Fray Luis de León dedicó su traducción y comentario al Libro de Job a una célebre monja carmelita descalza, Ana de Jesús. Y el comentario al Cantar de los Cantares, a Isabel de Osorio, monja salmantina. Y la Perfecta casada a doña María Varela Osorio. También el gran místico San Juan de la Cruz, a quien las Crónicas antiguas de la orden clasificaron como misógino, dedicó el Cántico espiritual a Ana de Jesús con el hermoso y elocuente elogio de que conoce la teología mística, aunque ignore la teología escolástica. Y, todavía más curioso, es que posiblemente la obra de más alta sabiduría mística, la Llama de amor vida, se la dedicó una mujer casada, doña Ana de Peñalosa.

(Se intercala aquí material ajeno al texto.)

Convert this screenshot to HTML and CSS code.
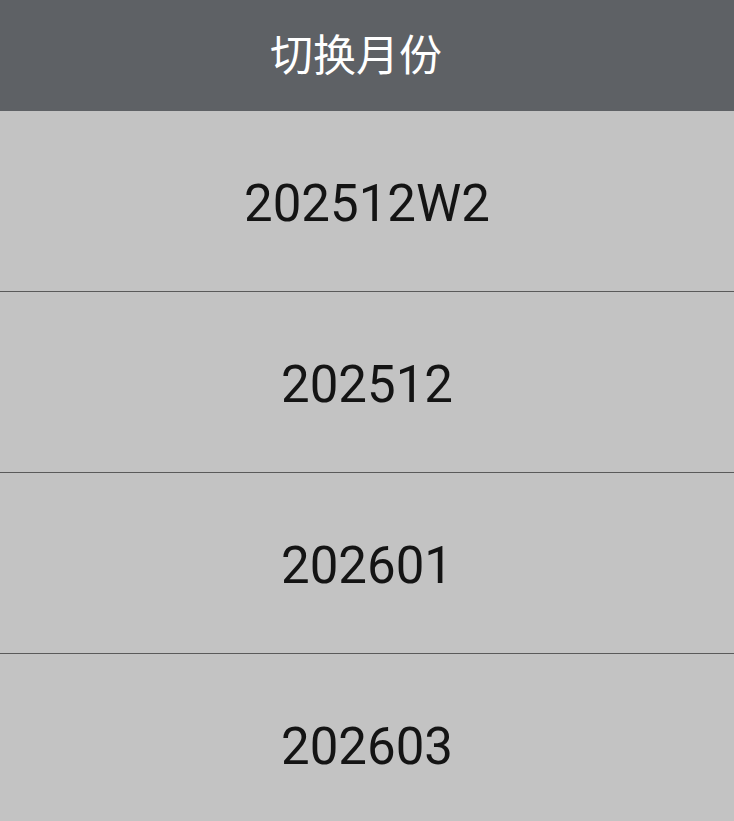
FILE: index.html
```html
<!DOCTYPE html>
<html lang="zh">
<head>
<meta charset="utf-8">
<title>切换月份</title>
<link rel="stylesheet" href="styles.css">
</head>
<body>
<div class="page">
  <header class="header">切换月份</header>
  <ul class="list">
    <li class="item">202512W2</li>
    <li class="item">202512</li>
    <li class="item">202601</li>
    <li class="item">202603</li>
  </ul>
</div>
</body>
</html>
```
FILE: styles.css
```css
html, body {
  margin: 0;
  padding: 0;
  background: #c3c3c3;
}
.page {
  width: 734px;
  height: 821px;
  overflow: hidden;
  font-family: Roboto, "Noto Sans CJK SC", sans-serif;
}
.header {
  height: 111px;
  background: #5e6165;
  color: #ffffff;
  font-family: "Noto Sans CJK SC", sans-serif;
  font-size: 43px;
  display: flex;
  align-items: center;
  justify-content: center;
  padding: 0 22px 8px 0;
  box-sizing: border-box;
}
.list {
  list-style: none;
  margin: 0;
  padding: 0;
}
.item {
  height: 181px;
  box-sizing: border-box;
  padding-top: 4px;
  border-bottom: 1px solid #5a5a5a;
  background: #c3c3c3;
  color: #141414;
  font-size: 51px;
  display: flex;
  align-items: center;
  justify-content: center;
}
```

Esta sencilla y elocuente panorámica demuestra, eso espero, que no siempre las mujeres fueron excluidas del magisterio en la Iglesia católica, sino que fueron muy apreciadas por un gremio muy importante de eminentes varones que las ayudaron y las admiraron. Pero, quizás, el ejemplo más elocuente de la historia, eso creo, es el caso de santa Teresa de Jesús. Tuvo en torno a sí un verdadero ejército de varones santos, teólogos eminentes, hombres de prestigio en las ciencias, altos representantes de la jerarquía eclesiástica y en la administración de justicia que, una vez superadas las sospechas de que sus experiencias místicas no eran un fraude, una debilidad de mente o una injerencia demoníaca, fueron no solo amigos, sino defensores de su vida y su obra de fundadora. El desarrollo del tema no cabe en un breve artículo, sino que ocupa muchas páginas de su biografía.
(El lector que quiere acercarse al mundo de las relaciones de santa Teresa con los personajes del alto clero y de la vida religiosa, le remito a DANIEL DE PABLO MAROTO, Santa Teresa de Jesús. Historiadora, Burgos, FONTE- EDE, 2021, cap. 5, 1, pp. 91-96; y cap. 9, pp. 173-198).